The Trust does not utilize market risk sensitive instruments. However, see the discussion of marketing by the working interest owners above.

Item 4.   Controls and Procedures.

Evaluation of Disclosure Controls and Procedures.   The Trustee maintains disclosure controls and procedures designed to ensure that information required to be disclosed by the Trust in the reports that it files or submits under the Securities Exchange Act of 1934, as amended (the “Exchange Act”), is recorded, processed, summarized and reported within the time periods specified in the SEC’s rules and forms.
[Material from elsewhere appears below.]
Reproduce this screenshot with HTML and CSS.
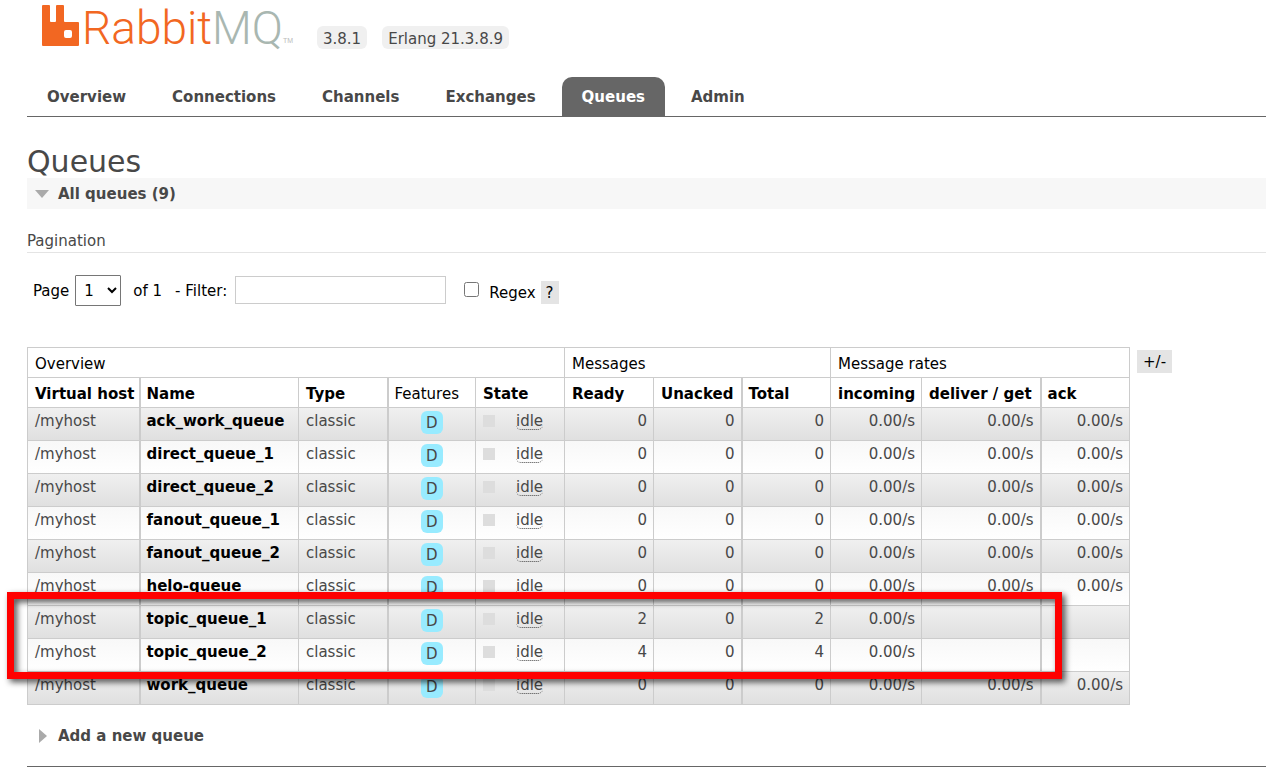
FILE: index.html
```html
<!DOCTYPE html>
<html lang="en">
<head>
<meta charset="utf-8">
<title>RabbitMQ Management</title>
<link rel="stylesheet" href="styles.css">
</head>
<body>
<header class="top">
  <a class="logo" href="#">
    <svg class="logo-mark" viewBox="0 0 37 41" aria-hidden="true"><path fill="#f26722" fill-rule="evenodd" d="M1 0H7Q8 0 8 1V16Q8 17 9 17H13Q14 17 14 16V1Q14 0 15 0H21Q22 0 22 1V16Q22 17 23 17H36Q37 17 37 18V40Q37 41 36 41H1Q0 41 0 40V1Q0 0 1 0ZM24 25Q22 25 22 27V31Q22 33 24 33H28Q30 33 30 31V27Q30 25 28 25Z"/></svg>
    <span class="logo-text">Rabbit<span class="logo-mq">MQ</span></span><span class="logo-tm">TM</span>
  </a>
  <span class="version">3.8.1</span>
  <span class="version">Erlang 21.3.8.9</span>
</header>
<nav class="tabs">
  <a href="#">Overview</a>
  <a href="#">Connections</a>
  <a href="#">Channels</a>
  <a href="#">Exchanges</a>
  <a class="selected" href="#">Queues</a>
  <a href="#">Admin</a>
</nav>
<main>
  <h1>Queues</h1>
  <h2 class="section open"><svg class="arrow" viewBox="0 0 16 16" aria-hidden="true"><path fill="#aaa" d="M1 4H15L8 12Z"/></svg>All queues (9)</h2>
  <h3>Pagination</h3>
  <form class="filters">
    <label for="page">Page</label>
    <select id="page"><option>1</option></select>
    <span class="of">of 1</span>
    <label class="filter-label" for="filter">- Filter:</label>
    <input class="filter" id="filter" type="text">
    <input class="regex" id="regex" type="checkbox">
    <span class="regex-group"><label for="regex">Regex</label>
    <button class="help" type="button">?</button></span>
  </form>
  <div class="listing">
    <div class="table-wrap">
    <table>
      <colgroup><col class="c-host"><col class="c-name"><col class="c-mid"><col class="c-slim"><col class="c-mid"><col class="c-mid"><col class="c-slim"><col class="c-mid"><col class="c-in"><col class="c-get"><col class="c-mid"></colgroup>
      <thead>
        <tr class="groups"><th colspan="5">Overview</th><th colspan="3">Messages</th><th colspan="3">Message rates</th></tr>
        <tr class="heads"><th>Virtual host</th><th>Name</th><th>Type</th><th class="plain">Features</th><th>State</th><th>Ready</th><th>Unacked</th><th>Total</th><th>incoming</th><th>deliver / get</th><th>ack</th></tr>
      </thead>
      <tbody>
        <tr><td>/myhost</td><td><a href="#">ack_work_queue</a></td><td>classic</td><td class="c"><span class="badge">D</span></td><td><span class="state"><i></i><abbr>idle</abbr></span></td><td class="r">0</td><td class="r">0</td><td class="r">0</td><td class="r">0.00/s</td><td class="r">0.00/s</td><td class="r">0.00/s</td></tr>
        <tr><td>/myhost</td><td><a href="#">direct_queue_1</a></td><td>classic</td><td class="c"><span class="badge">D</span></td><td><span class="state"><i></i><abbr>idle</abbr></span></td><td class="r">0</td><td class="r">0</td><td class="r">0</td><td class="r">0.00/s</td><td class="r">0.00/s</td><td class="r">0.00/s</td></tr>
        <tr><td>/myhost</td><td><a href="#">direct_queue_2</a></td><td>classic</td><td class="c"><span class="badge">D</span></td><td><span class="state"><i></i><abbr>idle</abbr></span></td><td class="r">0</td><td class="r">0</td><td class="r">0</td><td class="r">0.00/s</td><td class="r">0.00/s</td><td class="r">0.00/s</td></tr>
        <tr><td>/myhost</td><td><a href="#">fanout_queue_1</a></td><td>classic</td><td class="c"><span class="badge">D</span></td><td><span class="state"><i></i><abbr>idle</abbr></span></td><td class="r">0</td><td class="r">0</td><td class="r">0</td><td class="r">0.00/s</td><td class="r">0.00/s</td><td class="r">0.00/s</td></tr>
        <tr><td>/myhost</td><td><a href="#">fanout_queue_2</a></td><td>classic</td><td class="c"><span class="badge">D</span></td><td><span class="state"><i></i><abbr>idle</abbr></span></td><td class="r">0</td><td class="r">0</td><td class="r">0</td><td class="r">0.00/s</td><td class="r">0.00/s</td><td class="r">0.00/s</td></tr>
        <tr><td>/myhost</td><td><a href="#">helo-queue</a></td><td>classic</td><td class="c"><span class="badge">D</span></td><td><span class="state"><i></i><abbr>idle</abbr></span></td><td class="r">0</td><td class="r">0</td><td class="r">0</td><td class="r">0.00/s</td><td class="r">0.00/s</td><td class="r">0.00/s</td></tr>
        <tr><td>/myhost</td><td><a href="#">topic_queue_1</a></td><td>classic</td><td class="c"><span class="badge">D</span></td><td><span class="state"><i></i><abbr>idle</abbr></span></td><td class="r">2</td><td class="r">0</td><td class="r">2</td><td class="r">0.00/s</td><td></td><td></td></tr>
        <tr><td>/myhost</td><td><a href="#">topic_queue_2</a></td><td>classic</td><td class="c"><span class="badge">D</span></td><td><span class="state"><i></i><abbr>idle</abbr></span></td><td class="r">4</td><td class="r">0</td><td class="r">4</td><td class="r">0.00/s</td><td></td><td></td></tr>
        <tr><td>/myhost</td><td><a href="#">work_queue</a></td><td>classic</td><td class="c"><span class="badge">D</span></td><td><span class="state"><i></i><abbr>idle</abbr></span></td><td class="r">0</td><td class="r">0</td><td class="r">0</td><td class="r">0.00/s</td><td class="r">0.00/s</td><td class="r">0.00/s</td></tr>
      </tbody>
    </table>
    <div class="highlight"></div>
    </div>
    <button class="columns" type="button">+/-</button>
  </div>
  <h2 class="section"><svg class="arrow" viewBox="0 0 16 16" aria-hidden="true"><path fill="#aaa" d="M5 1V15L13 8Z"/></svg>Add a new queue</h2>
</main>
<footer></footer>
</body>
</html>
```
FILE: styles.css
```css
* { box-sizing: border-box; }
body {
  margin: 0;
  padding-left: 27px;
  background: #fff;
  color: #484848;
  font: 15px/20px Verdana, "DejaVu Sans", sans-serif;
}
a { color: inherit; text-decoration: none; }
button, input, select { font: inherit; color: #000; }

.top { display: flex; align-items: flex-start; height: 77px; padding-left: 15px; }
.logo { display: flex; align-items: flex-start; width: 260px; padding-top: 5px; }
.logo-mark { width: 37px; height: 41px; flex: none; }
.logo-text {
  margin: -7px 0 0 3px;
  color: #f26722;
  font: 300 46px/60px Roboto, sans-serif;
}
.logo-mq { color: #a9b7b1; }
.logo-tm { margin-top: 30px; color: #bbb; font: 7px/12px "Liberation Sans", sans-serif; }
.version {
  margin: 26px 0 0 15px;
  padding: 3px 6px 0;
  border-radius: 6px;
  background: #f0f0f0;
  white-space: nowrap;
}

.tabs { display: flex; gap: 6px; height: 40px; border-bottom: 1px solid #666; font-weight: bold; }
.tabs a { height: 39px; padding: 10px 20px 9px; border-radius: 10px 10px 0 0; }
.tabs .selected { background: #666; color: #fff; }

h1 { margin: 28px 0 0; font-size: 30px; line-height: 33px; font-weight: normal; }
.section { display: flex; align-items: center; gap: 8px; height: 31px; margin: 0; padding-left: 7px; font-size: 15px; }
.section.open { background: #f7f7f7; }
.arrow { width: 16px; height: 16px; }
h3 { margin: 22px 0; padding-bottom: 1px; border-bottom: 1px solid #e4e4e4; font-size: 15px; font-weight: normal; }

.filters { display: flex; align-items: center; height: 31px; padding-left: 6px; color: #000; }
.filters select { width: 46px; height: 31px; margin: 0 12px 0 6px; padding: 0 4px; border: 1px solid #767676; border-radius: 1px; background: #fff; }
.filter-label { margin: 0 8px 0 13px; }
.filter { width: 211px; height: 28px; margin-bottom: 1px; padding: 4px; border: 1px solid #ccc; }
.regex { width: 15px; height: 15px; margin: 0 10px 2px 18px; }
.regex-group { display: flex; align-items: center; gap: 5px; padding-top: 4px; }
.help, .columns { height: 23px; padding: 0 5px; border: 0; background: #e4e4e4; }
.columns { padding: 0 6px; }

.listing { display: flex; align-items: flex-start; gap: 7px; margin-top: 41px; }
.columns { margin-top: 3px; }
.table-wrap { position: relative; }
table { width: 1102px; border-collapse: collapse; table-layout: fixed; }
.c-host { width: 112px; }
.c-name { width: 159px; }
.c-mid { width: 89px; }
.c-slim { width: 88px; }
.c-in { width: 91px; }
.c-get { width: 119px; }
th, td { border: 1px solid #ccc; padding: 0 6px 0 7px; text-align: left; white-space: nowrap; }
th { height: 30px; padding-top: 3px; color: #000; }
.groups th, .plain { font-weight: normal; }
td { height: 33px; padding-top: 3px; vertical-align: top; }
.heads th:nth-child(2), .heads th:nth-child(4), .heads th:nth-child(8), .heads th:nth-child(11),
td:nth-child(2), td:nth-child(4), td:nth-child(8), td:nth-child(11) { border-left-width: 2px; padding-left: 6px; }
td a { color: #000; font-weight: bold; }
tbody tr { background: linear-gradient(#f8f8f8, #fff); }
tbody tr:nth-child(odd) { background: linear-gradient(#f0f0f0, #dfdfdf); }
.r { text-align: right; }
.c { text-align: center; }
.badge { display: inline-block; height: 23px; padding: 2px 5px; border-radius: 6px; background: #98ebff; }
.state { display: flex; align-items: center; gap: 21px; }
.state i { width: 12px; height: 12px; background: #ddd; }
.state abbr { height: 19px; line-height: 20px; border-bottom: 1px dotted #444; border-radius: 5px; }
.highlight {
  position: absolute;
  top: 245px;
  left: -20px;
  width: 1055px;
  height: 87px;
  border: 7px solid #f00;
  filter: drop-shadow(3px 3px 3px rgba(0, 0, 0, .7));
}
.listing + .section { margin-top: 15px; }
footer { margin-top: 15px; border-top: 1px solid #666; }
```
Disclosure controls and procedures include, without limitation, controls and procedures designed to ensure that information required to be disclosed by the Trust in the reports that it files or submits under the Exchange Act is accumulated and communicated by the working interest owners to The Bank of New York Trust Company, N.A., as Trustee of the Trust, and its employees who participate in the preparation of the Trust’s periodic reports as appropriate to allow timely decisions regarding required disclosure.

As of the end of the period covered by this report, the Trustee carried out an evaluation of the Trustee’s disclosure controls and procedures. Mike Ulrich, as Vice President of the Trustee, has concluded that these controls and procedures were effective at that time.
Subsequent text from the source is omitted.